A certain highbrow club called “The 19th Century Club,” whose president was the editor of the _Evening Post_ (a paper neither then nor later _always_ in accord with the ideals and methods of Theodore Roosevelt!), invited the young assemblyman to make an address before its members. He accepted the invitation, feeling, as he always did, that it was well to give the type of message that _he_ wished to give to the type of citizens of which that club was composed. Following my invariable custom whenever it was possible for me to do so, I accompanied him to the meeting. The method of procedure in “The 19th Century Club” was as follows: The speaker of the evening was allowed to choose his own subject, announced, of course, several weeks in advance, and he was given a half-hour in which to develop his idea. A second speaker was invited to rebut the first speaker. The speaker of the evening was then allowed ten minutes to rebut the rebutter. It is, I think, of special interest to remember that the young assemblyman, twenty-three years of age, chose for his subject the same theme on which the man of sixty, who was about to die, wrote his last message to his countrymen.

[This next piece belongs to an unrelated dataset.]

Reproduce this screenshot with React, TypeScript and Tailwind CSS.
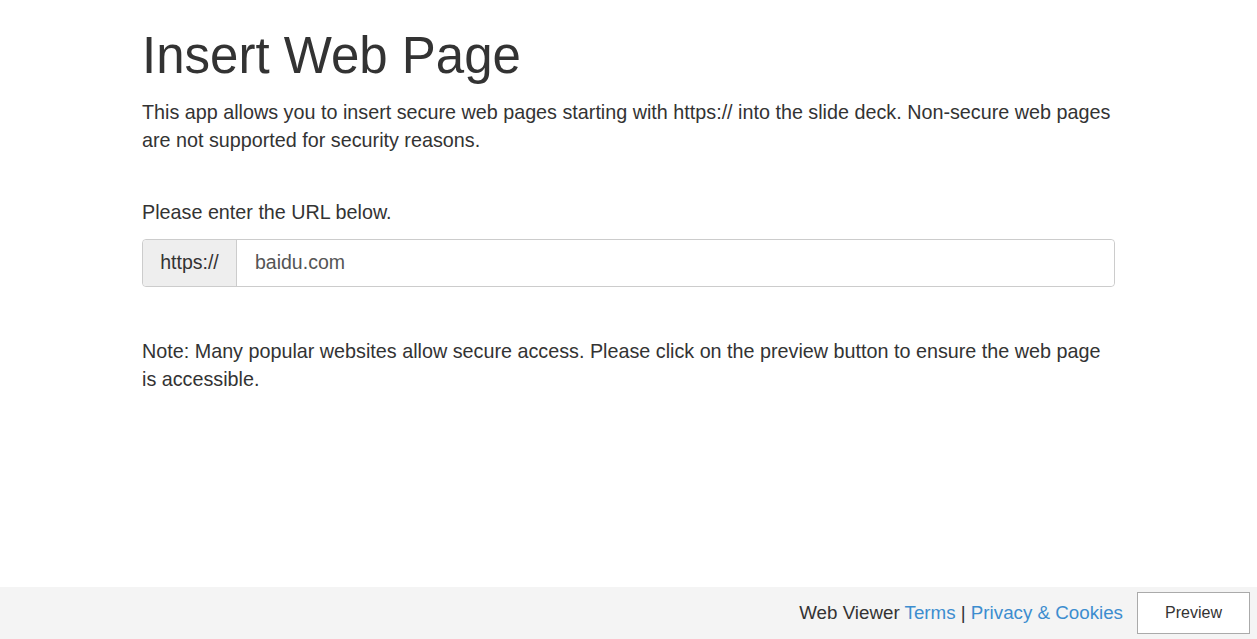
export default function App() {
  return (
    <div
      className="flex h-[639px] flex-col bg-white text-[#333]"
      style={{ fontFamily: '"Liberation Sans", Arial, sans-serif' }}
    >
      <main className="flex-1 pl-[142px] pr-[142px]">
        <h1 className="mt-[26px] text-[51px] leading-[60px] font-normal">Insert Web Page</h1>
        <p className="mt-[12px] text-[19.75px] leading-[28px]">
          This app allows you to insert secure web pages starting with https:// into the slide deck. Non-secure web pages
          are not supported for security reasons.
        </p>
        <p className="mt-[44px] text-[19.75px] leading-[28px]">Please enter the URL below.</p>
        <div className="mt-[13px] flex h-[48px] rounded-[4px] border border-[#ccc] text-[19.5px]">
          <span className="flex w-[94px] items-center justify-center rounded-l-[4px] border-r border-[#ccc] bg-[#eee] text-[#333]">
            https://
          </span>
          <input
            defaultValue="baidu.com"
            className="flex-1 rounded-r-[4px] bg-white px-[18px] text-[#555] outline-none"
          />
        </div>
        <p className="mt-[50px] text-[19.75px] leading-[28px]">
          Note: Many popular websites allow secure access. Please click on the preview button to ensure the web page is
          accessible.
        </p>
      </main>
      <footer className="flex h-[52px] items-center justify-end gap-[14px] bg-[#f4f4f4] pr-[7px] text-[18.75px]">
        <div>
          Web Viewer <a className="text-[#3c8dcf]">Terms</a> | <a className="text-[#3c8dcf]">Privacy &amp; Cookies</a>
        </div>
        <button className="h-[42px] w-[113px] border border-[#aaa] bg-white text-[16px] text-[#333]">Preview</button>
      </footer>
    </div>
  );
}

Theodore Roosevelt announced that he would speak to “The 19th Century Club” on “Americanism.” A brilliant editor of an able newspaper was asked to make the speech in answer to the address of “the Young Reformer.” As I say, I went with my brother to the meeting and sat directly under him in a front seat. It was the first time I had ever heard him speak in public and I confess to having been extremely nervous. He was never an orator, although later his speeches were delivered with great charm of manner and diction, but at this early stage of his career he had not the graces of an older and more finished speaker. I can see him now as he came forward on the platform and began with eager ardor his plea for Americanism. Every fibre of my being responded to him and to his theme, but I seemed to be alone in my response, for the somewhat chilly audience, full of that same armchair criticism of which I have spoken, gave but little response to the desire of the heart of Theodore Roosevelt, and when he had finished his half-hour’s presentation of his plea, there was very little applause, and he sat down looking somewhat nervous and disappointed. Then the brilliant man, twice the age of Theodore Roosevelt, who had been chosen to reply to him, rose, and with deft oratorical manipulation rang the changes on every “ism” he could think of, using as his fundamental argument the fact that all “isms” were fads. He spoke of the superstition of spiritualism, the extravagance of fanaticism, the hypocrisy of hypnotism, the plausibility of socialism--and the highbrow members of “The 19th Century Club” were with the brilliant orator from start to finish, and as he closed his subtile argument, which left Americanism high and dry on the shores of faddism, the audience felt that “the Young Reformer” had had his lesson, and gave genuine applause to his opponent.